A mortgage which contains a dragnet clause, securing not only the bond referred to in the mortgage but in addition any and all further loans from the mortgagee to the mortgagor, subject only to the limitation that the maximum amount secured at any time shall be the original principal amount, secures not only the original $2,500 obligation but also a later $6,800 note of the mortgagors to the mortgagee. Each obligation is secured to the extent of $2,500, though should foreclosure be required it cannot be had for more than $2,500. Moreover, such a provision is binding upon the mortgagors’ grantee who takes title after the later loan, except to the extent that the grantee can establish an estoppel against the mortgagee. Because defendant Mary Fioravanti, grantee from the mortgagors, has failed to meet her burden of presenting evidentiary proof of the estoppel upon which she seeks to defend, the order of the Appellate Division affirming the award of summary judgment to the plaintiff bank in this mortgage foreclosure action should be affirmed.

The complaint alleges that on May 9, 1966 defendants William V. Fioravanti III and Thomas J. Fioravanti executed to the bank their bond in the principal sum of $2,500 secured by a mortgage on real property in the Town of Caroga, which was duly recorded and on which a mortgage tax of $12.50 was paid.

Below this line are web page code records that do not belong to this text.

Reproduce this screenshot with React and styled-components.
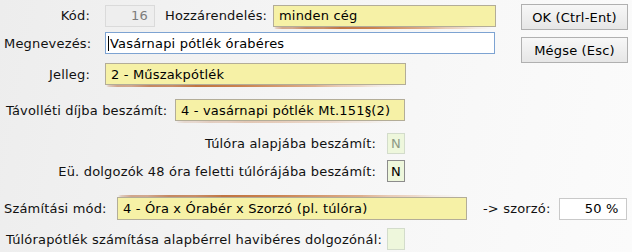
import React from "react";
import styled, { createGlobalStyle, css } from "styled-components";

const Global = createGlobalStyle`
  html, body { margin: 0; padding: 0; }
  body {
    width: 632px; height: 252px; overflow: hidden;
    font-family: "DejaVu Sans", Verdana, sans-serif;
    font-size: 13px; color: #000;
    letter-spacing: 0.18px;
  }
`;

const Page = styled.div`
  box-sizing: border-box;
  width: 632px; height: 252px;
  padding: 0 4px;
  background: linear-gradient(100deg, #ededed 0%, #f6f6f6 55%, #fbfbfb 100%);
  display: flex; flex-direction: column;
`;

const Top = styled.div`
  display: flex;
  justify-content: space-between;
`;

const Left = styled.div`
  display: flex; flex-direction: column;
  width: 500px;
`;

const Buttons = styled.div`
  display: flex; flex-direction: column;
  gap: 7px;
  padding-top: 4px;
`;

const Button = styled.button`
  box-sizing: border-box;
  width: 107px; height: 26px;
  font-family: inherit; font-size: 13px; color: #000;
  letter-spacing: inherit;
  background: linear-gradient(#f7f7f7, #e6e6e6);
  border: 1px solid #b0b0b0;
  border-radius: 0;
  padding: 0;
`;

const Row = styled.div`
  display: flex; align-items: center;
  height: ${(p) => p.$h || 22}px;
  margin-top: ${(p) => p.$mt || 0}px;
`;

const Label = styled.span`
  box-sizing: border-box;
  flex: none;
  width: ${(p) => (p.$w ? `${p.$w}px` : "auto")};
  text-align: ${(p) => p.$align || "left"};
  padding-left: ${(p) => p.$pl || 0}px;
  margin-left: ${(p) => p.$ml || 0}px;
  white-space: nowrap;
  color: #111;
`;

const fieldBase = css`
  box-sizing: border-box;
  flex: none;
  position: relative;
  height: ${(p) => p.$h || 22}px;
  width: ${(p) => p.$w}px;
  margin-left: ${(p) => p.$ml || 0}px;
  display: flex; align-items: center;
  white-space: nowrap;
`;

const glow = (side, strength) => css`
  &::after {
    content: "";
    position: absolute;
    left: 0; right: 0;
    ${side === "top" ? "top: -3px;" : "bottom: -3px;"}
    height: 2px;
    border-radius: 50%;
    opacity: ${strength};
    background: linear-gradient(to right, rgba(170, 80, 25, 0.95) 0%, rgba(195, 110, 50, 0.85) 45%, rgba(215, 150, 100, 0.55) 80%, rgba(230, 200, 170, 0) 100%);
  }
`;

const YellowField = styled.div`
  ${fieldBase};
  background: #f6f1a6;
  border: 1px solid #b3ad98;
  padding-left: 5px;
  ${(p) => p.$glow && glow(p.$glow, p.$strength ?? 1)};
`;

const GrayField = styled.div`
  ${fieldBase};
  background: #eeeeee;
  border: 1px solid #dadada;
  justify-content: flex-end;
  padding-right: 6px;
  color: #7c7c7c;
`;

const WhiteField = styled.div`
  ${fieldBase};
  background: #fff;
  border: 1px solid ${(p) => p.$border || "#c9c9c9"};
  justify-content: ${(p) => (p.$right ? "flex-end" : "flex-start")};
  padding: ${(p) => (p.$right ? "0 7px 0 0" : "0 0 0 2px")};
`;

const Caret = styled.span`
  display: inline-block;
  width: 1px; height: 15px;
  background: #000;
  margin-right: 1px;
`;

const CheckBox = styled.div`
  ${fieldBase};
  width: 18px;
  margin-left: 11px;
  justify-content: center;
  background: #eef7dc;
  border: 1px solid ${(p) => (p.$active ? "#8c8c8c" : "#d3dccb")};
  color: ${(p) => (p.$active ? "#000" : "#8d9a86")};
`;

export default function App() {
  return (
    <>
      <Global />
      <Page>
        <Top>
          <Left>
            <Row $mt={4} $h={23}>
              <Label $w={86} $align="right">Kód:</Label>
              <GrayField $w={50} $ml={15}>16</GrayField>
              <Label $w={108} $ml={10}>Hozzárendelés:</Label>
              <YellowField $w={223} $glow="bottom">minden cég</YellowField>
            </Row>
            <Row $mt={5}>
              <Label $w={86} $align="right">Megnevezés:</Label>
              <WhiteField $w={390} $ml={15} $border="#7da3d2">
                <Caret />
                Vasárnapi pótlék órabéres
              </WhiteField>
            </Row>
            <Row $mt={9}>
              <Label $w={86} $align="right">Jelleg:</Label>
              <YellowField $w={301} $ml={15} $glow="bottom">2 - Műszakpótlék</YellowField>
            </Row>
            <Row $mt={14}>
              <Label $w={171} $pl={2}>Távolléti díjba beszámít:</Label>
              <YellowField $w={230} $glow="bottom" $strength={0.35}>4 - vasárnapi pótlék Mt.151§(2)</YellowField>
            </Row>
            <Row $mt={12} $h={21}>
              <Label $w={372} $align="right">Túlóra alapjába beszámít:</Label>
              <CheckBox $h={21}>N</CheckBox>
            </Row>
            <Row $mt={6}>
              <Label $w={372} $align="right">Eü. dolgozók 48 óra feletti túlórájába beszámít:</Label>
              <CheckBox $active>N</CheckBox>
            </Row>
          </Left>
          <Buttons>
            <Button>OK (Ctrl-Ent)</Button>
            <Button>Mégse (Esc)</Button>
          </Buttons>
        </Top>
        <Row $mt={15} $h={23}>
          <Label $w={113}>Számítási mód:</Label>
          <YellowField $w={350} $h={23} $glow="top">4 - Óra x Órabér x Szorzó (pl. túlóra)</YellowField>
          <Label $ml={16}>-&gt; szorzó:</Label>
          <WhiteField $w={68} $ml={8} $right>50 %</WhiteField>
        </Row>
        <Row $mt={8}>
          <Label $w={372} $align="right" $pl={2}>Túlórapótlék számítása alapbérrel havibéres dolgozónál:</Label>
          <CheckBox />
        </Row>
      </Page>
    </>
  );
}
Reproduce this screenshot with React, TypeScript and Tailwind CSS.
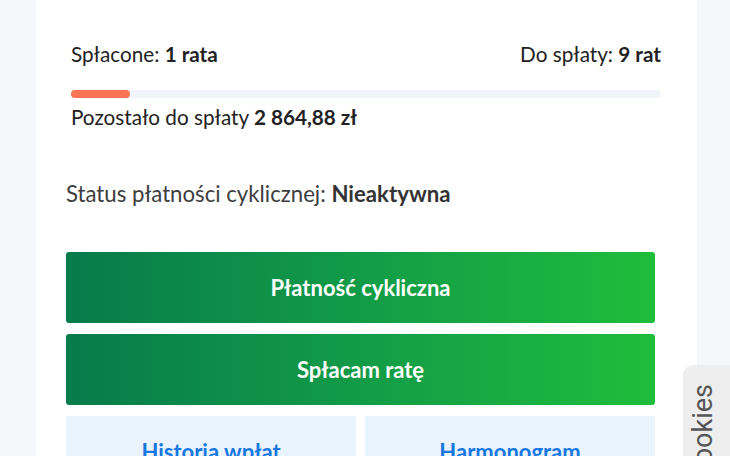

Included in the mortgage was the printed provision that “In addition to the bond or obligation above mentioned, this mortgage is intended to secure any and all further loans or indebtedness owed or to be owed by the mortgagor to the mortgagee, and it is stipulated that the maximum amount secured by this mortgage at execution or which under any contingency may be secured thereby at any time in the future shall be the original principal amount hereof. The obligation of the mortgagee to make further or future advances or readvances shall be optional with the mortgagee. Readvances may be made under the provisions hereof to the present or to any future owner of the mortgaged premises.” On June 11, 1973 the same two defendants as comakers with Jobist Realty Inc. executed a promissory note to the bank in the amount of $6,874.56, the note reciting that it was secured by a “Parcel or Tract of Land designated as No. 77 Mechanic Street, Amsterdam, Montgomery, New York.”

By deed dated January 4, 1974 defendants William and Thomas Fioravanti conveyed to defendant Mary Fioravanti the Caroga real property. The deed is not part of the record before us but Mary Fioravanti’s affidavit states that she “assumed the payment” of the mortgage and her brief contains a similar statement. At the time the foreclosure action was begun the 1966 bond had been paid in full but there remained due on the 1973 note the sum of $3,026.54, that amount apparently being the deficiency after foreclosure of the Amsterdam property. The complaint in the present action alleges that of the balance due on the 1973 note $2,500 is secured by the 1966 mortgage and that mortgage tax of $12.50 has been paid in addition to that paid in 1966. Foreclosure of the mortgage by reason of default in paying $2,500 due on the 1973 note is requested.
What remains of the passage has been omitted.